17. Case Study: Successful Startup Growth Using Loans
In 2023, a small digital marketing agency in Manchester secured a £15,000 government Start Up Loan. Within two years, they expanded to a 5-person team and £300k+ annual turnover. The loan covered setup costs and initial salaries, with repayments completed in under three years.
Frequently Asked Questions
Can I get a loan with no business history?
Yes, especially through government Start Up Loans or online lenders who evaluate future potential.
What’s the best loan type for new businesses?
Unsecured government startup loans are often the most accessible and affordable for new ventures.
How fast can I get a startup loan?
Online lenders may approve within 1-3 days, while government loans take 2-4 weeks.
Do I need collateral for a startup loan?
Not always. Many startup loans are unsecured, particularly those under government schemes.
How much interest will I pay?
Rates vary widely—expect anywhere from 6% (government loans) to 30% (online loans) depending on risk and lender.

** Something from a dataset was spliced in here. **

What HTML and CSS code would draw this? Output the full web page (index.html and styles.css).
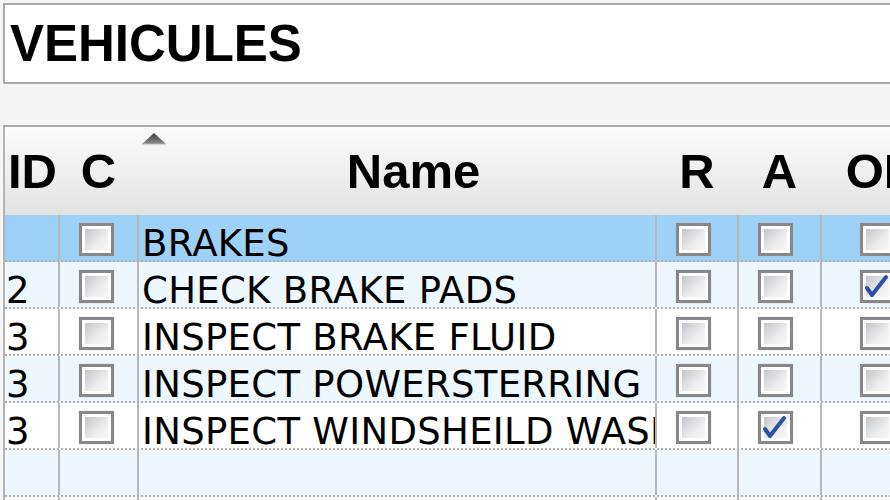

What if I can’t repay my startup loan?
Missed payments may affect your credit. Some loans may require personal guarantees, so be sure to understand your liability.
Conclusion: Choosing the Right Loan for Your Startup
Securing the right loan can be the launchpad your startup needs. Whether you choose a government-backed scheme, a bank, or an online lender, focus on clarity, preparation, and long-term viability. The right funding—paired with a solid plan—can turn your entrepreneurial vision into a sustainable business.